Author: Sherwood Anderson
Publisher: Library of America
Release Date: 2012-12-27
In the winter of 1912, Sherwood Anderson (1876–1941) abruptly left his office and spent three days wandering through the Ohio countryside, a victim of “nervous exhaustion.” Over the next few years, abandoning his family and his business, he resolved to become a writer. Novels and poetry followed, but it was with the story collection Winesburg, Ohio that he found his ideal form, remaking the American short story for the modern era. Hart Crane, one of the first to recognize Anderson’s genius, quickly hailed his accomplishment: “America should read this book on her knees.” Here––for the first time in a single volume––are all the collections Anderson published during his lifetime: Winesburg, Ohio (1919), The Triumph of the Egg (1921), Horses and Men (1923), and Death in the Woods (1933), along with a generous selection of stories left uncollected or unpublished at his death.

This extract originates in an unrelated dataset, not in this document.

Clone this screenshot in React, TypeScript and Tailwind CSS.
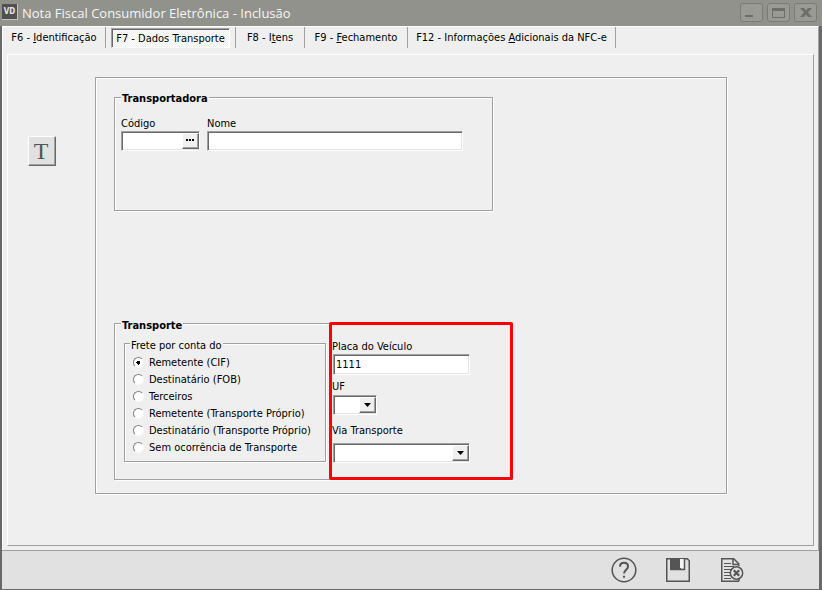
import type { ReactNode } from 'react'
import { clsx } from 'clsx'

const SUNKEN =
  'border border-t-[#a0a0a0] border-l-[#a0a0a0] border-r-white border-b-white bg-white shadow-[inset_1px_1px_0_#696969,inset_-1px_-1px_0_#e3e3e3]'
const RAISED =
  'border border-t-white border-l-white border-r-[#696969] border-b-[#696969] bg-[#efefef] shadow-[inset_-1px_-1px_0_#a0a0a0]'
const ETCHED = 'border border-[#a0a0a0] shadow-[1px_1px_0_#fff,inset_1px_1px_0_#fff]'

const TABS = [
  { width: 'w-[103px]', label: <>F6 - <u>I</u>dentificação</> },
  { width: 'w-[130px]', label: <>F7 - Dados Transporte</>, active: true },
  { width: 'w-[69px]', label: <>F8 - I<u>t</u>ens</> },
  { width: 'w-[103px]', label: <>F9 - <u>F</u>echamento</> },
  { width: 'w-[208px]', label: <>F12 - Informações <u>A</u>dicionais da NFC-e</> },
]

const FREIGHT = [
  'Remetente (CIF)',
  'Destinatário (FOB)',
  'Terceiros',
  'Remetente (Transporte Próprio)',
  'Destinatário (Transporte Próprio)',
  'Sem ocorrência de Transporte',
]

function WindowButton({ label, children }: { label: string; children: ReactNode }) {
  return (
    <button
      type="button"
      aria-label={label}
      className="flex h-[19px] w-[23px] items-center justify-center rounded-[3px] border border-[#7b7c75] bg-[#999a93]"
    >
      <svg width="21" height="17" viewBox="0 0 21 17" fill="none">
        {children}
      </svg>
    </button>
  )
}

function TitleBar() {
  return (
    <header className="flex h-[26px] items-center bg-[#91928b] pr-[5px] pl-[2px]">
      <span className="mb-[2px] flex h-4 w-4 items-center justify-center border-r border-b border-[#c5c5c0] bg-[#505050] text-[8px] font-bold text-[#e6e6e6]">
        VD
      </span>
      <h1 className="ml-1 flex-1 font-['Open_Sans','Noto_Sans',sans-serif] text-[13px] leading-[26px] text-[#f6f6f6]">
        Nota Fiscal Consumidor Eletrônica - Inclusão
      </h1>
      <div className="mb-px flex gap-1">
        <WindowButton label="Minimizar">
          <path d="M4 11h8v2H4z" fill="#6d6e68" />
        </WindowButton>
        <WindowButton label="Maximizar">
          <path d="M4.500 5v8.500h12V5" stroke="#6d6e68" />
          <path d="M4 4h13v3H4z" fill="#6d6e68" />
        </WindowButton>
        <WindowButton label="Fechar">
          <path d="M5 4h4l2 2.500L13 4h4l-4 4.500 4 4.500h-4l-2-2.500L9 13H5l4-4.500z" fill="#6d6e68" />
        </WindowButton>
      </div>
    </header>
  )
}

function Tabs() {
  return (
    <nav role="tablist" className="flex h-[21px]">
      {TABS.map((tab, i) => (
        <button
          key={i}
          type="button"
          role="tab"
          aria-selected={!!tab.active}
          className={clsx('flex h-[21px] justify-center border-r border-[#a0a0a0] whitespace-nowrap', tab.width)}
        >
          {tab.active ? (
            <span className="mt-px h-5 w-[119px] border border-t-[#a0a0a0] border-l-[#a0a0a0] border-r-white border-b-white bg-[conic-gradient(#fff_25%,#efefef_0_50%,#fff_0_75%,#efefef_0)] bg-[length:2px_2px] leading-[20px] shadow-[inset_1px_1px_0_#696969]">
              {tab.label}
            </span>
          ) : (
            <span className="leading-[22px]">{tab.label}</span>
          )}
        </button>
      ))}
    </nav>
  )
}

function DropDown({ id, className }: { id: string; className: string }) {
  return (
    <div className={clsx('relative h-5', className)}>
      <select id={id} className={clsx('h-full w-full appearance-none outline-none', SUNKEN)}>
        <option></option>
      </select>
      <span className={clsx('pointer-events-none absolute top-[2px] right-px flex h-4 w-[17px] items-center justify-center', RAISED)}>
        <svg width="7" height="4" viewBox="0 0 7 4">
          <path d="M0 0h7L3.500 4z" fill="#000" />
        </svg>
      </span>
    </div>
  )
}

function Carrier() {
  return (
    <fieldset className={clsx('h-[120px] max-w-[379px] px-[6px]', ETCHED)}>
      <legend className="h-3 bg-[#efefef] px-px leading-4 font-bold">Transportadora</legend>
      <div className="mt-[13px] flex gap-[7px]">
        <div>
          <label htmlFor="codigo" className="block h-[15px] leading-[15px]">Código</label>
          <div className="relative h-5 w-[79px]">
            <input id="codigo" className={clsx('block h-full w-full pr-5 pl-1 outline-none', SUNKEN)} />
            <button
              type="button"
              aria-label="Procurar"
              className={clsx('absolute top-[2px] right-px flex h-4 w-[17px] items-center justify-center pr-px pb-[2px]', RAISED)}
            >
              <svg width="8" height="2" viewBox="0 0 8 2">
                <path d="M0 0h2v2H0zM3 0h2v2H3zM6 0h2v2H6z" fill="#000" />
              </svg>
            </button>
          </div>
        </div>
        <div className="max-w-[256px] flex-1">
          <label htmlFor="nome" className="block h-[15px] leading-[15px]">Nome</label>
          <input id="nome" className={clsx('block h-5 w-full pl-1 outline-none', SUNKEN)} />
        </div>
      </div>
    </fieldset>
  )
}

function Transport() {
  return (
    <div className="relative max-w-[399px]">
      <fieldset className={clsx('h-[163px] px-[6px]', ETCHED)}>
        <legend className="h-3 bg-[#efefef] px-px leading-[18px] font-bold">Transporte</legend>
        <div className="flex gap-[6px] pl-[3px]">
          <fieldset className={clsx('mt-2 h-[125px] w-[202px] shrink-0 px-[5px]', ETCHED)}>
            <legend className="h-3 bg-[#efefef] px-px leading-[18px]">Frete por conta do</legend>
            <div className="mt-[5px] pl-[3px]">
              {FREIGHT.map((name, i) => (
                <label key={name} className="flex h-[17px] items-center gap-[5px] whitespace-nowrap">
                  <input
                    type="radio"
                    name="frete"
                    defaultChecked={i === 0}
                    className="h-[11px] w-[11px] appearance-none rounded-full border border-t-[#808080] border-l-[#808080] border-r-[#f8f8f8] border-b-[#f8f8f8] bg-white checked:bg-[radial-gradient(circle,#000_2px,#fff_2px)]"
                  />
                  {name}
                </label>
              ))}
            </div>
          </fieldset>
          <div className="mt-[10px]">
            <label htmlFor="placa" className="block h-[15px] leading-[15px]">Placa do Veículo</label>
            <input id="placa" defaultValue="1111" className={clsx('ml-px block h-[21px] w-[137px] pl-[2px] outline-none', SUNKEN)} />
            <label htmlFor="uf" className="mt-1 block h-4 leading-[15px]">UF</label>
            <DropDown id="uf" className="ml-px w-11" />
            <label htmlFor="via" className="mt-2 block h-5 leading-[15px]">Via Transporte</label>
            <DropDown id="via" className="ml-px w-[137px]" />
          </div>
        </div>
      </fieldset>
      {/* highlight over the vehicle fields */}
      <div className="pointer-events-none absolute top-[5px] right-0 bottom-0 left-[215px] rounded-[2px] border-3 border-[#ff0000]" />
    </div>
  )
}

function Footer() {
  return (
    <footer className="flex h-[39px] items-center justify-end gap-7 border-t border-[#a0a0a0] bg-[#e1e1e1] pr-[75px]">
      <button type="button" aria-label="Ajuda">
        <svg width="26" height="26" viewBox="0 0 26 26" fill="none" stroke="#555" strokeWidth="1.500">
          <circle cx="13" cy="13" r="11.800" />
          <path d="M9 9.800C9 7 10.600 5.800 13 5.800s4 1.400 4 3.600c0 3.200-4 3.400-4 7.200" strokeWidth="2" />
          <path d="M12 18.700h2v2h-2z" fill="#555" stroke="none" />
        </svg>
      </button>
      <button type="button" aria-label="Salvar">
        <svg width="26" height="26" viewBox="0 0 26 26" fill="none" stroke="#555" strokeWidth="1.500">
          <path d="M1.750 1.750h20.500l2 2v20.500H1.750z" />
          <path d="M5 2h11v11H5z" fill="#555" stroke="none" />
          <path d="M15 2h4v9h-4z" fill="#f4f4f4" stroke="none" />
          <path d="M5 12.500h14.500V2" />
        </svg>
      </button>
      <button type="button" aria-label="Cancelar">
        <svg width="25" height="26" viewBox="-1 0 25 26" fill="none" stroke="#555" strokeWidth="1.500">
          <path d="M19 24.250H1.750V1.750h12l5 5V9M13 2v5.500h5.500M19 21v3.250" />
          <path d="M4 6.500h7M4 9.500h10M4 12.500h7M4 15.500h6M4 18.500h6M4 21.500h7" strokeWidth="1" />
          <circle cx="16.500" cy="16" r="6.200" fill="#e1e1e1" />
          <path d="M13.800 13.300l5.400 5.400M19.200 13.300l-5.400 5.400" strokeWidth="2.200" />
        </svg>
      </button>
    </footer>
  )
}

export default function App() {
  return (
    <div className="flex min-h-screen flex-col border-b border-[#696969] bg-[#91928b] font-['DejaVu_Sans_Condensed','DejaVu_Sans',sans-serif] text-[11px] leading-[14px] text-black">
      <TitleBar />
      <div className="flex flex-1 flex-col border-r-3 border-l-2 border-[#696969]">
        <main className="flex flex-1 flex-col border-t border-r border-l border-t-white border-l-white border-r-[#a0a0a0] bg-[#efefef] pb-1">
          <Tabs />
          <section className="mt-[6px] mr-1 ml-1 flex flex-1 items-start border border-t-white border-l-white border-r-[#a0a0a0] border-b-[#a0a0a0] pr-[86px] pl-5">
            <button
              type="button"
              className={clsx(
                "mt-[81px] flex h-[30px] w-7 shrink-0 items-center justify-center bg-[#e1e1e1] pr-[2px] font-['Liberation_Serif',serif] text-[24px] text-[#555]",
                'border border-t-white border-l-white border-r-[#696969] border-b-[#696969] shadow-[inset_-1px_-1px_0_#a0a0a0]',
              )}
            >
              T
            </button>
            <div className={clsx('mt-[22px] ml-[39px] flex-1 px-[18px] pt-[13px] pb-[13px]', ETCHED)}>
              <Carrier />
              <div className="mt-[106px]">
                <Transport />
              </div>
            </div>
          </section>
        </main>
        <Footer />
      </div>
    </div>
  )
}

Exploring the hidden recesses of small town life, these haunting, understated, often sexually frank stories pivot on seemingly quiet moments when lives change, futures are recast, and pasts come to reckon. They transformed the tone of American storytelling, inspiring writers like Hemingway, Faulkner, and Mailer, and defining a tradition of midwestern fiction that includes Charles Baxter, editor of this volume.